The corporate level process controls, including the ERP

framework and operating processes, are constantly
monitored for effectiveness during such Audits.

The Company's senior management closely monitors
the internal control environment and ensures that the
recommendations of the Internal Auditors are effectively
implemented. The Audit Committee periodically reviews key
findings and provides strategic guidance. Internal Auditors
report directly to the Audit Committee.

19. Human Resources

A key area of focus for the Company is to create a
performance driven workforce while ensuring the health
and well being of employees and their families. Many
policies and benefits were implemented to maximise
employee engagement and welfare. Mastek also continues
to endeavor to create a work environment that is
collaborative, encourages learning, and is growth oriented
to enable employees to perform at their full potential.
Mastek believes in an open and transparent work culture
that places adequate emphasis on Mastekeers work
experience, feedback, and suggestions. Mastek organises
regular engagement activities including interactions of
employees with Executive leaders in the organisation
through various forums.
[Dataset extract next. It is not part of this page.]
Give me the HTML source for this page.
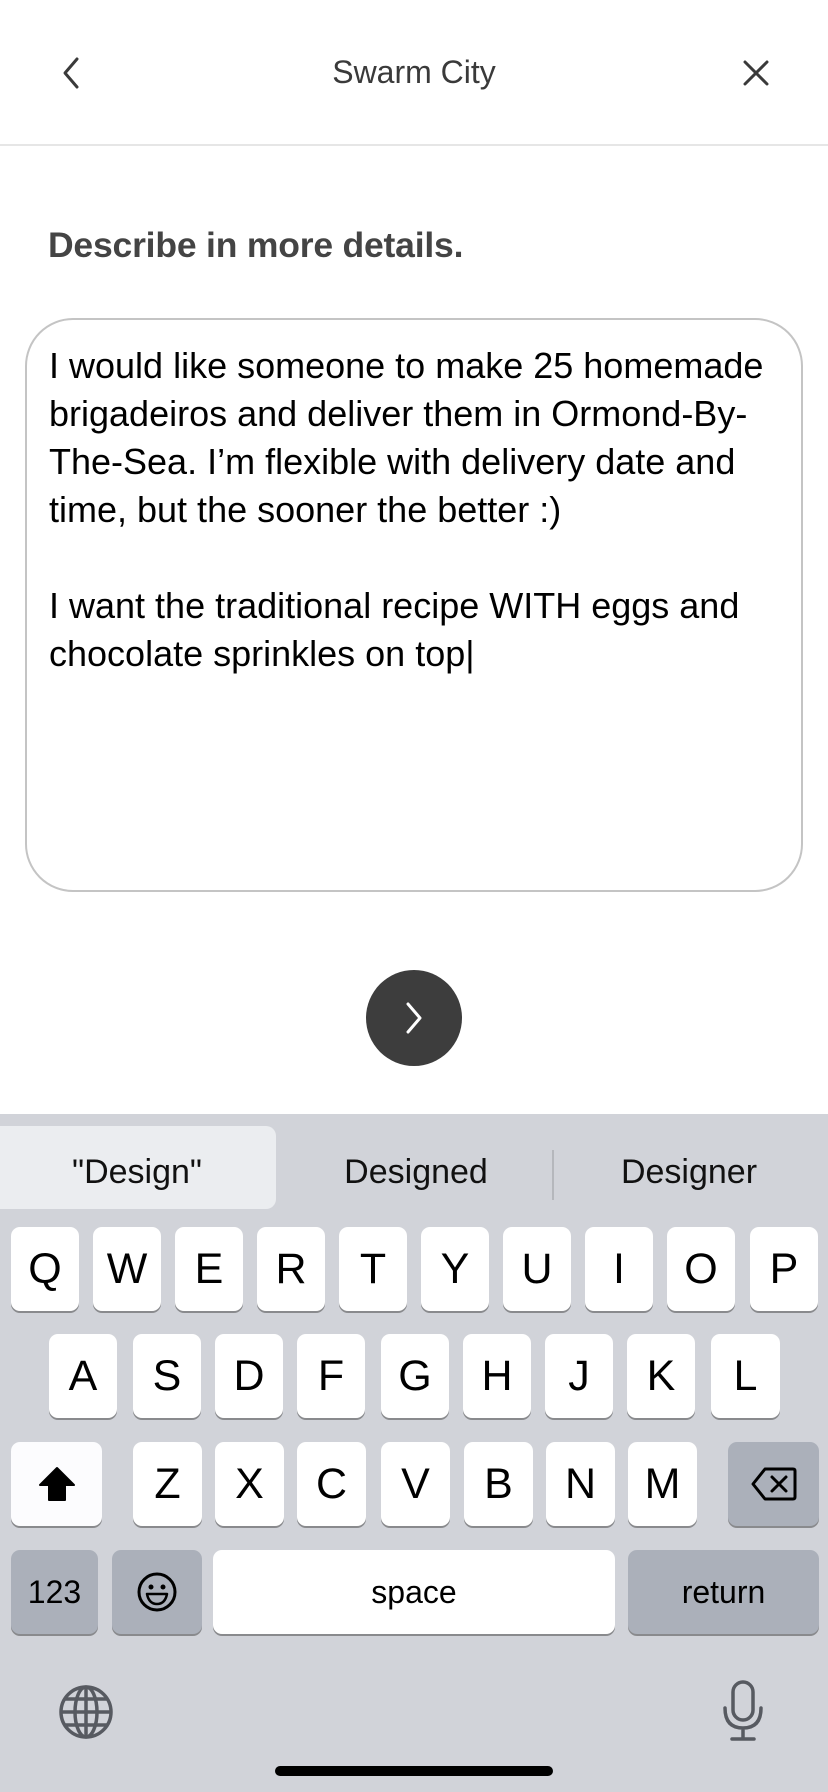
<!DOCTYPE html>
<html><head><meta charset="utf-8"><style>
*{margin:0;padding:0;box-sizing:border-box}
body{width:828px;height:1792px;overflow:hidden;background:#fff;font-family:"Liberation Sans",sans-serif;position:relative}
.abs{position:absolute}
.title{left:0;width:828px;top:54px;text-align:center;font-size:32px;color:#3a3a3a}
.div{left:0;top:144px;width:828px;height:2px;background:#e6e6e6}
.h{left:48px;top:225px;font-size:35.5px;font-weight:bold;color:#444;letter-spacing:-0.2px}
.box{left:25px;top:318px;width:778px;height:574px;border:2px solid #c4c4c4;border-radius:48px}
.txt{left:49px;top:342px;font-size:36px;line-height:48px;color:#000;white-space:pre}
.btn{left:366px;top:970px;width:96px;height:96px;border-radius:50%;background:#3d3d3d}
.kb{left:0;top:1114px;width:828px;height:678px;background:#d1d3d9}
.hl{left:0;top:1126px;width:276px;height:83px;background:#ebedf0;border-radius:0 10px 10px 0}
.sg{top:1153px;font-size:34px;color:#111;transform:translateX(-50%)}
.sep{left:552px;top:1150px;width:2px;height:50px;background:#b5b7bc}
.k{position:absolute;height:84px;background:#fff;border-radius:9px;box-shadow:0 2px 0 #898a8d;font-size:43px;color:#000;display:flex;align-items:center;justify-content:center}
.d{background:#abb0ba}
.s{font-size:32px}
</style></head><body>
<svg class="abs" style="left:60px;top:56px" width="24" height="34" viewBox="0 0 24 34"><path d="M17 3 L5 17 L17 31" fill="none" stroke="#3a3a3a" stroke-width="3" stroke-linecap="round" stroke-linejoin="round"/></svg>
<div class="abs title">Swarm City</div>
<svg class="abs" style="left:742px;top:60px" width="28" height="26" viewBox="0 0 28 26"><path d="M3 2 L25 24 M25 2 L3 24" stroke="#3a3a3a" stroke-width="3" stroke-linecap="round"/></svg>
<div class="abs div"></div>
<div class="abs h">Describe in more details.</div>
<div class="abs box"></div>
<div class="abs txt">I would like someone to make 25 homemade
brigadeiros and deliver them in Ormond-By-
The-Sea. I’m flexible with delivery date and
time, but the sooner the better :)

I want the traditional recipe WITH eggs and
chocolate sprinkles on top|</div>
<div class="abs btn"><svg width="96" height="96" viewBox="0 0 96 96"><path d="M42 34 L54 48 L42 62" fill="none" stroke="#fff" stroke-width="3" stroke-linecap="round" stroke-linejoin="round"/></svg></div>
<div class="abs kb"></div>
<div class="abs hl"></div>
<div class="abs sg" style="left:137px">"Design"</div>
<div class="abs sg" style="left:416px">Designed</div>
<div class="abs sep"></div>
<div class="abs sg" style="left:689px">Designer</div>

<div class="k" style="left:11px;top:1227px;width:68px">Q</div>
<div class="k" style="left:93px;top:1227px;width:68px">W</div>
<div class="k" style="left:175px;top:1227px;width:68px">E</div>
<div class="k" style="left:257px;top:1227px;width:68px">R</div>
<div class="k" style="left:339px;top:1227px;width:68px">T</div>
<div class="k" style="left:421px;top:1227px;width:68px">Y</div>
<div class="k" style="left:503px;top:1227px;width:68px">U</div>
<div class="k" style="left:585px;top:1227px;width:68px">I</div>
<div class="k" style="left:667px;top:1227px;width:68px">O</div>
<div class="k" style="left:750px;top:1227px;width:68px">P</div>

<div class="k" style="left:49px;top:1334px;width:68px">A</div>
<div class="k" style="left:133px;top:1334px;width:68px">S</div>
<div class="k" style="left:215px;top:1334px;width:68px">D</div>
<div class="k" style="left:297px;top:1334px;width:68px">F</div>
<div class="k" style="left:381px;top:1334px;width:68px">G</div>
<div class="k" style="left:463px;top:1334px;width:68px">H</div>
<div class="k" style="left:545px;top:1334px;width:68px">J</div>
<div class="k" style="left:627px;top:1334px;width:68px">K</div>
<div class="k" style="left:711px;top:1334px;width:69px">L</div>

<div class="k" style="left:11px;top:1442px;width:91px;background:#fcfcfe"><svg width="40" height="38" viewBox="0 0 40 38"><path d="M20 3 L37 20 L28 20 L28 35 L12 35 L12 20 L3 20 Z" fill="#000" stroke="#000" stroke-width="2" stroke-linejoin="round"/></svg></div>
<div class="k" style="left:133px;top:1442px;width:69px">Z</div>
<div class="k" style="left:215px;top:1442px;width:69px">X</div>
<div class="k" style="left:297px;top:1442px;width:69px">C</div>
<div class="k" style="left:381px;top:1442px;width:69px">V</div>
<div class="k" style="left:464px;top:1442px;width:69px">B</div>
<div class="k" style="left:546px;top:1442px;width:69px">N</div>
<div class="k" style="left:628px;top:1442px;width:69px">M</div>
<div class="k d" style="left:728px;top:1442px;width:91px"><svg width="48" height="36" viewBox="0 0 48 36"><path d="M15 3 H43 Q45 3 45 5 V31 Q45 33 43 33 H15 L3 18 Z" fill="none" stroke="#000" stroke-width="3" stroke-linejoin="round"/><path d="M22 11 L36 25 M36 11 L22 25" stroke="#000" stroke-width="3" stroke-linecap="round"/></svg></div>

<div class="k d s" style="left:11px;top:1550px;width:87px">123</div>
<div class="k d" style="left:112px;top:1550px;width:90px"><svg width="42" height="42" viewBox="0 0 42 42"><circle cx="21" cy="21" r="18" fill="none" stroke="#000" stroke-width="3"/><circle cx="15" cy="16" r="2.5"/><circle cx="27" cy="16" r="2.5"/><path d="M11 23 H31 Q29 33 21 33 Q13 33 11 23 Z" fill="none" stroke="#000" stroke-width="2.5" stroke-linejoin="round"/></svg></div>
<div class="k s" style="left:213px;top:1550px;width:402px">space</div>
<div class="k d s" style="left:628px;top:1550px;width:191px">return</div>

<svg class="abs" style="left:58px;top:1684px" width="56" height="56" viewBox="0 0 56 56"><g fill="none" stroke="#575a61" stroke-width="3.5"><circle cx="28" cy="28" r="25"/><ellipse cx="28" cy="28" rx="11" ry="25"/><path d="M28 3 V53 M3 28 H53 M7 15 H49 M7 41 H49"/></g></svg>
<svg class="abs" style="left:721px;top:1680px" width="44" height="62" viewBox="0 0 44 62"><g fill="none" stroke="#575a61" stroke-width="3.5" stroke-linecap="round"><rect x="12" y="2" width="20" height="38" rx="10"/><path d="M4 28 Q4 48 22 48 Q40 48 40 28 M22 48 V59 M11 59 H33"/></g></svg>
<div class="abs" style="left:275px;top:1766px;width:278px;height:10px;border-radius:5px;background:#000"></div>
</body></html>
In addition, forums such as regular
org-wide and function level connects, Virtual Quarterly
Meets, and meetings provide opportunities for Mastekeers
interaction with the management.

As of March 31, 2025, Mastek Group had a total headcount
of 5,058. Mastek Group continues to focus on attracting
new talent and helping them to acquire new skills, explore
new roles, and realise their potential by providing training
and retaining top talent.

20. Management of Equality, Risks of
Fraud, Corruption, and Unethical
Business Practices

• Equal opportunity employer

The Company has always provided a congenial atmosphere
for work, free from discrimination and harassment
(including but not limited to sexual harassment). It has
also provided equal opportunities for employment to
all irrespective of their personal background, ethnicity,
religion, marital status, sexual orientation, or gender.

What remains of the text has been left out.